Le Devoir publie aujourd’hui un article intitulé « Libre-échange Canada-UE – Johnson devra s’expliquer une autre fois ». Dans cet article, Jean-François Lisée, ministre des Relations internationales et du Commerce extérieur, souligne que l’adhésion du Québec à l’Accord économique commercial Global Canada-Europe (AÉCG) « n’est pas acquise. »

Je publie aujourd’hui une synthèse écrite par Malorie Gosselin, qui avait précédemment écrit « Tout est sur la table » et « La souveraineté économique du Québec est menacée » sur le même sujet. 

                       – Denis McCready

Eaux troubles, de Malorie Gosselin

Contrairement à l’ALÉNA, qui avait été un enjeu d’élections à l’époque, l’AÉCG est négociée en sourdine par un représentant nommé « dans l’intérêt des Québécois » un point c’est tout.

 

Déficit démocratique

Amir Khadir, député pour Québec Solidaire, soulève la question de la légitimité démocratique de cet accord éventuel. Si Pierre-Marc Johnson affirme avoir consulté un grand nombre d’acteurs du commerce international, des gens d’affaires et des industriels particulièrement (la liste exacte des gens consultés n’a pas été rendue publique malgré une requête de l’opposition), et qu’il est certes compréhensible que les négociations soient tenues secrètes pour éviter des effets spéculatifs, Amir Khadir rappelle que ce projet d’ouvrir les marchés publics et de faire du libre-échange avec l’Europe n’a jamais été inscrit au programme électoral de celui qui en a fait la promotion en premier, Jean Charest (nous précisons que l’accord a été inclus au plan économique du Parti libéral présenté avant les dernières élections).

Ce projet n’a non plus jamais fait l’objet de débat parlementaire. Ainsi, à aucun moment les électeurs n’ont pu s’informer et s’exprimer en faveur ou non de l’ouverture des marchés publics et du libre-échange en général.
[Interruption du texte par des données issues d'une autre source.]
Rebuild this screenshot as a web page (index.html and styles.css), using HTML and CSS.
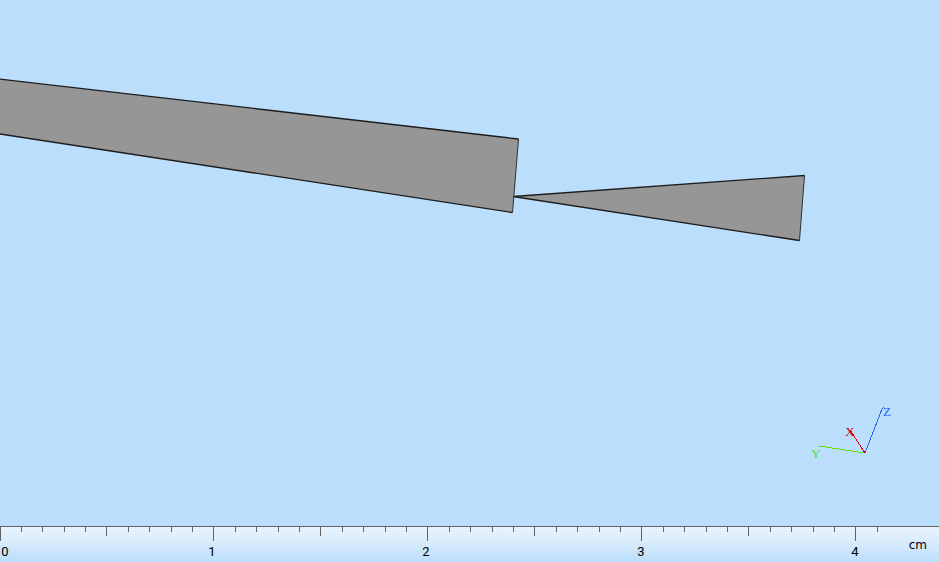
FILE: index.html
```
<!DOCTYPE html>
<html lang="en">
<head>
<meta charset="utf-8">
<title>Model view</title>
<link rel="stylesheet" href="styles.css">
</head>
<body>
<main class="viewport">
  <svg class="scene" role="img" aria-label="Section view">
    <g class="solid">
      <path d="M-10 78 L518.500 139 L512.500 212.500 L-10 132.500 Z"/>
      <path d="M513 196.500 L804.500 175.500 L799.500 240.500 Z"/>
    </g>
    <g class="outline">
      <path d="M-10 78 L518.500 139 M512.500 212.500 L-10 132.500 M513 196.500 L804.500 175.500 M799.500 240.500 L513 196.500"/>
      <path class="side" d="M518.500 139 L512.500 212.500 M804.500 175.500 L799.500 240.500"/>
    </g>
    <g class="axes">
      <path class="axis-z" d="M865 453 L882 409 L884 407"/>
      <path class="axis-y" d="M865 453 L819 446"/>
      <path class="axis-x" d="M865 453 L850 430"/>
      <text class="label-z" x="887" y="416">Z</text>
      <text class="label-y" x="816" y="458">Y</text>
      <text class="label-x" x="850" y="436">X</text>
    </g>
  </svg>
</main>
<footer class="ruler">
  <svg class="scale" role="img" aria-label="Scale in centimetres">
    <path class="ticks" d="M0 0V14h1V0zM21 0V5h1V0zM42 0V5h1V0zM64 0V5h1V0zM85 0V5h1V0zM106 0V9h1V0zM128 0V5h1V0zM149 0V5h1V0zM171 0V5h1V0zM192 0V5h1V0zM213 0V14h1V0zM235 0V5h1V0zM256 0V5h1V0zM278 0V5h1V0zM299 0V5h1V0zM320 0V9h1V0zM342 0V5h1V0zM363 0V5h1V0zM385 0V5h1V0zM406 0V5h1V0zM427 0V14h1V0zM449 0V5h1V0zM470 0V5h1V0zM492 0V5h1V0zM513 0V5h1V0zM534 0V9h1V0zM556 0V5h1V0zM577 0V5h1V0zM599 0V5h1V0zM620 0V5h1V0zM641 0V14h1V0zM663 0V5h1V0zM684 0V5h1V0zM706 0V5h1V0zM727 0V5h1V0zM748 0V9h1V0zM770 0V5h1V0zM791 0V5h1V0zM813 0V5h1V0zM834 0V5h1V0zM855 0V14h1V0zM877 0V5h1V0z"/>
    <g class="numbers">
      <text x="5" y="29">0</text>
      <text x="212" y="29">1</text>
      <text x="426" y="29">2</text>
      <text x="641" y="29">3</text>
      <text x="855" y="29">4</text>
    </g>
  </svg>
  <span class="unit">cm</span>
</footer>
</body>
</html>
```
FILE: styles.css
```
body {
  margin: 0;
  height: 100vh;
  display: flex;
  flex-direction: column;
  overflow: hidden;
  background: #badefb;
  font-family: "Liberation Sans", Arial, sans-serif;
}
.viewport {
  flex: 1;
  min-height: 0;
}
.scene, .scale {
  display: block;
  width: 100%;
  height: 100%;
}
.solid {
  fill: #969696;
}
.outline {
  fill: none;
  stroke: #1c1c1c;
  stroke-width: 1.3;
}
.side {
  stroke: #303030;
  stroke-width: 1;
}
.axes {
  font: 13px "Liberation Serif", serif;
  text-anchor: middle;
}
.axes path {
  fill: none;
  stroke-width: 1;
  shape-rendering: crispEdges;
}
.axis-x { stroke: #d00000; }
.axis-y { stroke: #62de10; }
.axis-z { stroke: #2864f8; }
.label-x { fill: #d00000; }
.label-y { fill: #62de10; }
.label-z { fill: #2864f8; }
.ruler {
  flex: none;
  display: flex;
  height: 35px;
  border-top: 1px solid #646464;
  background: linear-gradient(#e9f4fd, #d5eafb 50%, #badefb);
}
.scale {
  flex: 1;
  min-width: 0;
  overflow: visible;
}
.ticks {
  fill: #646464;
  shape-rendering: crispEdges;
}
.numbers {
  font: 13px Roboto, sans-serif;
  text-anchor: middle;
}
.unit {
  padding: 10px 12px 0 0;
  font: 12px/16px "DejaVu Sans", sans-serif;
}
```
Qui plus est le milieu des affaires a été consulté de manière non officielle en amont, certes, mais «pas suffisamment», de l’opinion de Christian Deblock, professeur au département de sciences politiques de l’Université du Québec à Montréal et chercheur au Centre d’études sur l’intégration et la mondialisation (CEIM).

 

Rhétorique

Comme le ministre conservateur Ed Fast, qui a affirmé que « le libre-échange est l’eau de vie de l’économie canadienne », le négociateur québécois nommé par Jean Charest ne cache pas son attachement aux vertus de l’économie de marché. Il est favorable à l’ouverture des marchés publics. Il a affirmé à plusieurs reprises qu‘elle « vise à donner des meilleurs prix aux institutions qui achètent, à rendre visibles ces prix et à réduire les occasions de collusion entre les pouvoirs publics et les pouvoirs privés ».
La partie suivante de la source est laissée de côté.